Supreme Court of the State of New York, New York County
Aug 28, 2007
2007 N.Y. Slip Op. 32713 (N.Y. Sup. Ct. 2007)

Opinion

0107617/2002.

August 28, 2007.

William Parra, Esq., London Fischer LLP., New York NY, for Felix.

Darrell John, Esq., Conway, Farrell, Curtin Kelly P.C. New York NY, for Empire City Subway.


DECISION AND ORDER


Papers considered in review of this motion to reargue: Papers Numbered

Notice of Motion and Exhibits Annexed . . 1 Affidavit in Opposition . . . . . . . . . 2 Affirmation in Reply . . . . . . . . . 3, 4

Third Party-Defendant Empire City Subway (Limited) (ECS) moves pursuant to CPLR 2201(d) for leave to reargue the branch of the decision and order of the court dated March 5, 2007 which denied its motion for summary judgment. The motion for leave to reargue is granted and upon reargument the court vacates and recalls the portion of the decision which discusses ECS's summary judgment motion. However, the court adheres to the original determination. Specifically the court recalls and vacates that portion of the decision which begins at the second full paragraph on page 16 and bearing the heading "ECS's Motion for Summary Judgment (Motion Sequence No. 003)" through the last paragraph of the decision at the top of page 21. The following text shall be deemed substituted for the vacated portion of the decision: ECS's Motion for Summary Judgment (Motion Sequence No, 003)

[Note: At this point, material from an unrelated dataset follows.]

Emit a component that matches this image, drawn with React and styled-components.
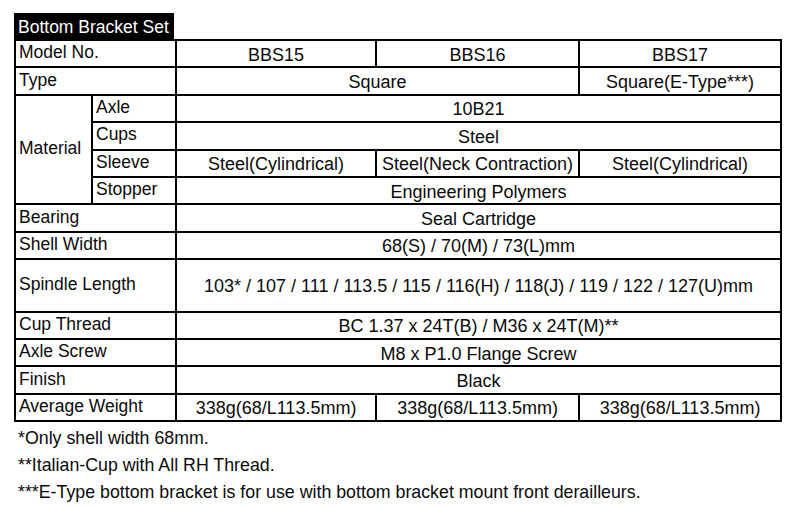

ECS seeks summary judgment and dismissal of the third-party complaint on the ground that plaintiff cannot establish her claim. A third-party defendant may assert against a plaintiff any defenses which the third-party plaintiff has to the plaintiff's claim, pursuant to CPLR 1008, and it is of no significance that the third-party plaintiff does not raise a defense on its own behalf or that the third-party action seeks different relief from the main complaint ( see, Prigent v Friedman, 264 AD2d 568, 569 1st Dept. 1999]). Here, ECS's arguments focus on the circumstantial nature of plaintiffs claim.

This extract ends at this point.